When this problem ultimately is addressed, the tax changes made will necessarily be costly and will increase substantially the extent to which the tax cuts swell in cost over time. Since the AMT will catch increasing numbers of middle-income families with each passing year, addressing this matter entails losing an increasing amount of revenue with each passing year.

This is the one area where a backloaded tax change might have been justified. Since a change in the individual AMT was not included in the new tax bill, it surely will be added to the tax code in the not-too-distant future. In this sense, the changes that will be made in the future in the individual AMT are the unseen part of the current tax legislation; they ultimately will add to its long-term cost.


End Notes

1. For estimates of the cost in the 2008-2017 period of House and Senate bills, see Robert Greenstein and Iris J. Lav, The Clinton Tax Plan, July 3, 1997.

2. If the reduction in the individual AMT is removed from the estimate of the costs of the House and Senate tax bills, the estimated cost of the House bill from 2008 through 2017 drops from $700 billion to $550 billion. The estimated cost of the Senate bill drops from $650 billion to approximately $500 billion.

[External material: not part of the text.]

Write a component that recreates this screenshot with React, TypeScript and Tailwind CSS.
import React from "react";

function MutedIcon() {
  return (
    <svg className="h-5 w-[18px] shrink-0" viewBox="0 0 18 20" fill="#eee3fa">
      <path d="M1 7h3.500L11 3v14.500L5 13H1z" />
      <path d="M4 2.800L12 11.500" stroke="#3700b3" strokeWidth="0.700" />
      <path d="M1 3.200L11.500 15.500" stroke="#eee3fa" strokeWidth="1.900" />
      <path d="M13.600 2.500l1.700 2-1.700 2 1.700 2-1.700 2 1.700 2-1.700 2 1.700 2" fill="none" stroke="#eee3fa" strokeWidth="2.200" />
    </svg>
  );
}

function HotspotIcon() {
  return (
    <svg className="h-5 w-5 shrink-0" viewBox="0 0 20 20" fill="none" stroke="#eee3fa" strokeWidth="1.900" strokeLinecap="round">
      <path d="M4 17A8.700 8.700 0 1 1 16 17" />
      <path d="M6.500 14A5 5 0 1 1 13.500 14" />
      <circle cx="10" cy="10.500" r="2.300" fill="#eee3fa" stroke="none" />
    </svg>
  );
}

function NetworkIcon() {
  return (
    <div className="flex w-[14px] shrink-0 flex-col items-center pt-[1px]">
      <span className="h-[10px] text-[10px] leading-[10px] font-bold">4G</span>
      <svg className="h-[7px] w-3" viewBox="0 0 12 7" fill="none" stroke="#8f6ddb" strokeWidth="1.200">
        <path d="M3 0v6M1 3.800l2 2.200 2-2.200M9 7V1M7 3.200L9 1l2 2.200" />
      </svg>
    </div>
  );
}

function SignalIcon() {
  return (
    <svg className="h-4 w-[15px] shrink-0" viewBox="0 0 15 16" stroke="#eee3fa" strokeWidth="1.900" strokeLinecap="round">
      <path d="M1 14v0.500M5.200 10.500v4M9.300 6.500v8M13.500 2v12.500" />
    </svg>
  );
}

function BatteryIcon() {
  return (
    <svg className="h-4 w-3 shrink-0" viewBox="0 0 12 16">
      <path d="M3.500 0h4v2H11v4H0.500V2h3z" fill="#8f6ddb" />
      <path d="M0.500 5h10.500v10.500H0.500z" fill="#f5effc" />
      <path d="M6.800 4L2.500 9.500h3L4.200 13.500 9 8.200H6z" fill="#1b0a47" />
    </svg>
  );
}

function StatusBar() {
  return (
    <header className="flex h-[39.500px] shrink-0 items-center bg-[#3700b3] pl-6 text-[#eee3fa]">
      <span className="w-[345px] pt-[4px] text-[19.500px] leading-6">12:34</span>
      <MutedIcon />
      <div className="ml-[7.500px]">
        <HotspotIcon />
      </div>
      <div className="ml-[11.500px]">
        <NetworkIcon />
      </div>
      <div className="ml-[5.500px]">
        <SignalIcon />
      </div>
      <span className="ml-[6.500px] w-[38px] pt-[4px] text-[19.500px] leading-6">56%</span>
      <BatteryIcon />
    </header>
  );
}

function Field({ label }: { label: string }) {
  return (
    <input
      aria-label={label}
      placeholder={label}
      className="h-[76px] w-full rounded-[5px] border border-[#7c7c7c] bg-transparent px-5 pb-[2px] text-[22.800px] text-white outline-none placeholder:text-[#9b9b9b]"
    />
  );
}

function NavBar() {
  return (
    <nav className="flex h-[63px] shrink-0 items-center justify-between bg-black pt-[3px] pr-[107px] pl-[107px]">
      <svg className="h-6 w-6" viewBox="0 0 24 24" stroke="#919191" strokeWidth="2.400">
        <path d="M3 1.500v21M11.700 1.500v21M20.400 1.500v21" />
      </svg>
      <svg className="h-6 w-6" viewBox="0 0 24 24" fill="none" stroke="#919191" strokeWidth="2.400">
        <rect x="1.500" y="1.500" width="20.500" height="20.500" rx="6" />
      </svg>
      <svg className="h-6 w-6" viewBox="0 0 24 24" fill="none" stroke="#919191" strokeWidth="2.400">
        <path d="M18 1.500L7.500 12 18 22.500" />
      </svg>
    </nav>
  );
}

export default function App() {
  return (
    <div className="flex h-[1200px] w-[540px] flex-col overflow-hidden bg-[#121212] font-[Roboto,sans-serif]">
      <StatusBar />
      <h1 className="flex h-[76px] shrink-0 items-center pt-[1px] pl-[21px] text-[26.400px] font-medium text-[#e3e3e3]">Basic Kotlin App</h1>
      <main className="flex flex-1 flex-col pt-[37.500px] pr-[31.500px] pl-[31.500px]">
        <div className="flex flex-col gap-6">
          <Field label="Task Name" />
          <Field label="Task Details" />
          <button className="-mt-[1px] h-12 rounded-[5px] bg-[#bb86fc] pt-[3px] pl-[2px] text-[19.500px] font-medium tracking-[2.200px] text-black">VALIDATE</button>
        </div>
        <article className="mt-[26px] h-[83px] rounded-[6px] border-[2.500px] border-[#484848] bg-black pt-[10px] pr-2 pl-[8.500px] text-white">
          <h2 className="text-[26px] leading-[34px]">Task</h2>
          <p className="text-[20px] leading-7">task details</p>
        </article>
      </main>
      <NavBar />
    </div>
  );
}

3. In one respect, the final tax bill cuts the capital gains tax less than the Senate bill would have done. The bill requires assets to be held for at least 18 months to qualify for the capital gains tax rate of 20 percent. Profits on assets held between one year and 18 months would be taxed at 28 percent, while profits on assets held less than a year will continue to be taxed as ordinary income. The Senate bill lowered the top capital gains tax rate to 20 percent on assets held for at least 12 months, rather than for at least 18 months. The additional revenue lost as a result of reducing the top rate to 18 percent for assets held for more than five years, however, ultimately outweighs the gain in revenue, relative to the Senate bill, that results from applying a 28 percent tax rate to assets held between 12 and 18 months.